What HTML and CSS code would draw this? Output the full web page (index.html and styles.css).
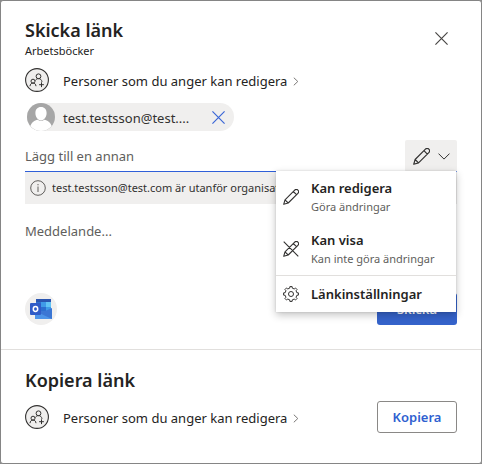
FILE: index.html
```html
<!DOCTYPE html>
<html lang="sv">
<head>
<meta charset="utf-8">
<meta name="viewport" content="width=device-width, initial-scale=1">
<title>Skicka länk</title>
<link rel="stylesheet" href="styles.css">
</head>
<body>
<svg class="symbols" aria-hidden="true">
  <symbol id="people" viewBox="0 0 24 24">
    <circle cx="12" cy="12" r="11.4" fill="#efeeed" stroke="#323130" stroke-width="1.1"/>
    <g fill="none" stroke="#323130" stroke-width="1">
      <circle cx="13.5" cy="8.3" r="2.4"/>
      <circle cx="8" cy="13.2" r="2"/>
      <path d="M10.200 12.600c.8-1.200 1.800-2 3.300-2 2 0 3.200 1.300 3.500 3.300M5 18.200c.2-2 1.300-3.200 3-3.200s2.800 1.200 3 3.200M16.500 14.300v4.800M14.100 16.700h4.800"/>
    </g>
  </symbol>
  <symbol id="pencil" viewBox="0 0 16 16">
    <path d="M.7 15.300 2 10.800 11.700 1.100a2.200 2.200 0 0 1 3.200 3.200L5.200 14zM2 10.800 5.200 14M10.300 2.500l3.200 3.200" fill="none" stroke="currentColor" stroke-width="1.1" stroke-linejoin="round"/>
  </symbol>
  <symbol id="pencil-off" viewBox="0 0 16 16">
    <path d="M.7 15.300 2 10.800 11.700 1.100a2.200 2.200 0 0 1 3.200 3.200L5.200 14zM2 10.800 5.200 14M10.300 2.500l3.200 3.200M.7.7l14.600 14.600" fill="none" stroke="currentColor" stroke-width="1.1" stroke-linejoin="round"/>
  </symbol>
  <symbol id="cross" viewBox="0 0 12 12">
    <path d="M.4.4l11.200 11.200M11.600.4.4 11.600" fill="none" stroke="currentColor" stroke-width="1.1"/>
  </symbol>
  <symbol id="chevron-right" viewBox="0 0 6 9">
    <path d="M.8.7 4.800 4.500.8 8.300" fill="none" stroke="currentColor"/>
  </symbol>
</svg>

<main class="dialog">
  <section class="send">
    <header class="header">
      <div>
        <h1 class="title">Skicka länk</h1>
        <p class="subtitle">Arbetsböcker</p>
      </div>
      <button class="close" type="button" aria-label="Stäng"><svg width="13" height="13"><use href="#cross"/></svg></button>
    </header>

    <button class="scope" type="button">
      <svg width="24" height="24"><use href="#people"/></svg>
      <span class="scope-text">Personer som du anger kan redigera</span>
      <svg class="chevron" width="6" height="9"><use href="#chevron-right"/></svg>
    </button>

    <div class="chip">
      <svg width="28" height="28" viewBox="0 0 28 28" aria-hidden="true">
        <circle cx="14" cy="14" r="14" fill="#a6a6a6"/>
        <path d="M14 4c3.600 0 5.600 2.400 5.600 6 0 3.800-2.300 7.400-5.600 7.400S8.400 13.800 8.400 10c0-3.600 2-6 5.600-6zM3.300 23c1.500-4 4-5.400 7.500-6.300 2 1.700 4.400 1.700 6.400 0 3.500.9 6 2.300 7.500 6.300A14 14 0 0 1 14 28 14 14 0 0 1 3.300 23z" fill="#fff"/>
      </svg>
      <span class="chip-name">test.testsson@test....</span>
      <button class="chip-remove" type="button" aria-label="Ta bort"><svg width="13" height="13"><use href="#cross"/></svg></button>
    </div>

    <div class="add">
      <input class="add-input" type="text" placeholder="Lägg till en annan" aria-label="Lägg till en annan">
      <div class="permission">
        <button class="permission-button" type="button" aria-label="Behörighet" aria-expanded="true">
          <svg width="17" height="17"><use href="#pencil"/></svg>
          <svg width="12" height="7" viewBox="0 0 12 7"><path d="M.5.6 6 6.100 11.500.6" fill="none" stroke="currentColor"/></svg>
        </button>
        <div class="menu" role="menu">
          <button class="item" type="button" role="menuitem">
            <svg width="16" height="16"><use href="#pencil"/></svg>
            <span><span class="item-title">Kan redigera</span><span class="item-note">Göra ändringar</span></span>
          </button>
          <button class="item" type="button" role="menuitem">
            <svg width="16" height="16"><use href="#pencil-off"/></svg>
            <span><span class="item-title">Kan visa</span><span class="item-note">Kan inte göra ändringar</span></span>
          </button>
          <button class="item item-settings" type="button" role="menuitem">
            <svg width="16" height="16" viewBox="0 0 16 16" fill="none" stroke="currentColor">
              <path d="M6.730 2.140 6.860.580 9.140.580 9.270 2.140 11.250 2.950 12.440 1.950 14.050 3.560 13.050 4.750 13.860 6.730 15.420 6.860 15.420 9.140 13.860 9.270 13.050 11.250 14.050 12.440 12.440 14.050 11.250 13.050 9.270 13.860 9.140 15.420 6.860 15.420 6.730 13.860 4.750 13.050 3.560 14.050 1.950 12.440 2.950 11.250 2.140 9.270.580 9.140.580 6.860 2.140 6.730 2.950 4.750 1.950 3.560 3.560 1.950 4.750 2.950z" stroke-linejoin="round"/>
              <circle cx="8" cy="8" r="2.5"/>
            </svg>
            <span class="item-title">Länkinställningar</span>
          </button>
        </div>
      </div>
    </div>

    <div class="notice">
      <svg width="16" height="16" viewBox="0 0 16 16" fill="none" stroke="#605e5c" aria-hidden="true"><circle cx="8" cy="8" r="7.3"/><path d="M8 6.500V12M8 4v1.300"/></svg>
      <span class="notice-text">test.testsson@test.com är utanför organisationen.</span>
    </div>

    <textarea class="message" rows="1" placeholder="Meddelande..." aria-label="Meddelande"></textarea>

    <div class="actions">
      <button class="outlook" type="button" aria-label="Outlook">
        <svg width="32" height="32" viewBox="0 0 32 32">
          <path d="M11 6h15v4H11z" fill="#2a55b0"/>
          <path d="M11 9h5v5h-5z" fill="#2c6fd0"/>
          <path d="M16 9h5v5h-5z" fill="#3f9be8"/>
          <path d="M21 9h5v5h-5z" fill="#62c4f5"/>
          <path d="M11 14h5v5h-5z" fill="#2454b0"/>
          <path d="M16 14h5v5h-5z" fill="#2c6fd0"/>
          <path d="M21 14h5v5h-5z" fill="#3f9be8"/>
          <path d="M10 18h10l7-3v11H10z" fill="#3b76d4"/>
          <path d="M10 18l17 8H10z" fill="#4d94e8"/>
          <rect x="5" y="10" width="11" height="12" rx="1" fill="#2f5bc7"/>
          <ellipse cx="10.5" cy="16" rx="2.2" ry="2.4" fill="none" stroke="#fff" stroke-width="1.5"/>
        </svg>
      </button>
      <button class="button button-primary" type="button">Skicka</button>
    </div>
  </section>

  <section class="copy">
    <h2 class="title">Kopiera länk</h2>
    <div class="copy-row">
      <button class="scope" type="button">
        <svg width="24" height="24"><use href="#people"/></svg>
        <span class="scope-text">Personer som du anger kan redigera</span>
        <svg class="chevron" width="6" height="9"><use href="#chevron-right"/></svg>
      </button>
      <button class="button button-outline" type="button">Kopiera</button>
    </div>
  </section>
</main>
</body>
</html>
```
FILE: styles.css
```css
* {
  box-sizing: border-box;
}

body {
  margin: 0;
  color: #242322;
  background: #8a8a8a;
  font-family: "Noto Sans", sans-serif;
  font-size: 13px;
  line-height: 20px;
}

button,
input,
textarea {
  margin: 0;
  padding: 0;
  border: 0;
  background: none;
  color: inherit;
  font: inherit;
}

svg {
  display: block;
  flex: none;
}

.symbols {
  position: absolute;
  width: 0;
  height: 0;
}

.dialog {
  min-height: 100vh;
  border: 1px solid #858585;
  border-radius: 3px;
  background: #fff;
}

.send {
  padding: 16px 24px 24px;
  border-bottom: 1px solid #e1dfdd;
}

.header {
  display: flex;
  justify-content: space-between;
  align-items: center;
}

.title {
  margin: 0;
  font-size: 18px;
  font-weight: 600;
  line-height: 26px;
}

.subtitle {
  margin: 0;
  font-size: 11px;
  line-height: 16px;
}

.close {
  display: grid;
  place-items: center;
  width: 32px;
  height: 32px;
  color: #484644;
}

.scope {
  display: flex;
  align-items: center;
  height: 24px;
  text-align: left;
}

.send .scope {
  margin-top: 9px;
}

.scope-text {
  margin-left: 14px;
  padding-top: 2px;
}

.chevron {
  margin: 2px 0 0 6px;
  color: #797775;
}

.chip {
  display: flex;
  align-items: center;
  width: 207px;
  height: 28px;
  margin: 11px 0 9px 2px;
  border-radius: 14px;
  background: #f0efee;
}

.chip-name {
  flex: 1;
  margin-left: 8px;
  padding-top: 2px;
  color: #323130;
}

.chip-remove {
  display: grid;
  place-items: center;
  width: 32px;
  height: 28px;
  color: #3a66d6;
}

.add {
  display: flex;
  height: 32px;
  border-bottom: 1px solid #2f5fd8;
}

.add-input {
  flex: 1;
  min-width: 0;
}

::placeholder {
  color: #605e5c;
  opacity: 1;
}

.permission {
  position: relative;
}

.permission-button {
  display: flex;
  justify-content: center;
  align-items: center;
  gap: 8px;
  width: 52px;
  height: 32px;
  border-radius: 2px;
  background: #f0efee;
  color: #323130;
}

.menu {
  position: absolute;
  z-index: 1;
  top: 31px;
  right: 1px;
  width: 180px;
  background: #fff;
  box-shadow: 0 3px 8px rgba(0, 0, 0, 0.24), 0 0 2px rgba(0, 0, 0, 0.14);
}

.item {
  display: flex;
  align-items: center;
  gap: 12px;
  width: 100%;
  height: 52px;
  padding: 0 7px;
  color: #323130;
  text-align: left;
  white-space: nowrap;
}

.item-title,
.item-note {
  display: block;
}

.item-title {
  color: #242322;
  font-weight: 600;
}

.item-note {
  color: #605e5c;
  font-size: 11px;
  line-height: 18px;
}

.item-settings {
  height: 37px;
  border-top: 1px solid #e1dfdd;
}

.notice {
  display: flex;
  align-items: center;
  gap: 6px;
  height: 32px;
  padding: 0 5px;
  background: #f0efee;
  color: #323130;
  font-size: 11px;
  white-space: nowrap;
}

.notice-text {
  overflow: hidden;
}

.message {
  display: block;
  width: 100%;
  height: 72px;
  margin-top: 17px;
  resize: none;
}

.actions {
  display: flex;
  justify-content: space-between;
}

.outlook {
  border-radius: 50%;
  background: #f0efee;
}

.button {
  width: 80px;
  height: 32px;
  border-radius: 3px;
  font-weight: 600;
}

.button-primary {
  background: #3563cb;
  color: #fff;
}

.button-outline {
  border: 1px solid #8a8886;
  color: #2f5fd0;
}

.copy {
  padding: 17px 24px 29px;
}

.copy-row {
  display: flex;
  justify-content: space-between;
  align-items: center;
  margin-top: 8px;
}
```
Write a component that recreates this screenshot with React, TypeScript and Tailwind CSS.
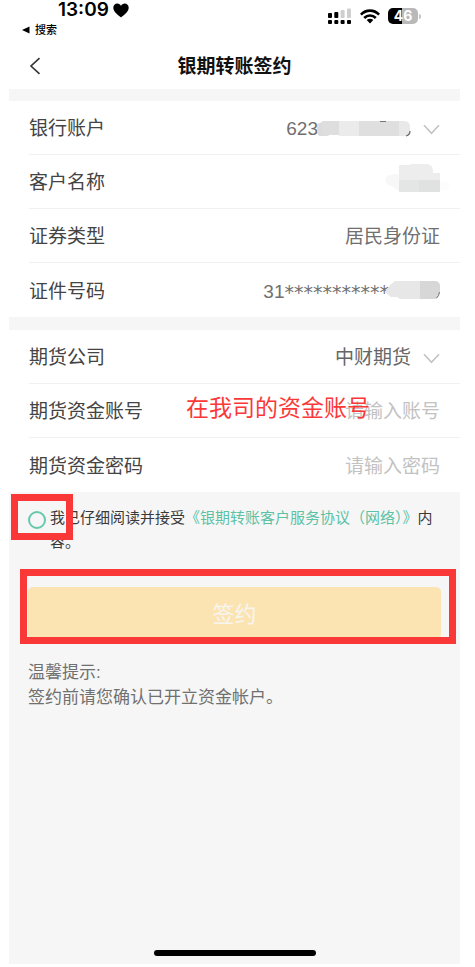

• • • •

**Given task**
Collect each line containing the string "styles".

**Result for this task**
What HTML and CSS code would draw this? Output the full web page (index.html and styles.css).
<link rel="stylesheet" href="styles.css">
FILE: styles.css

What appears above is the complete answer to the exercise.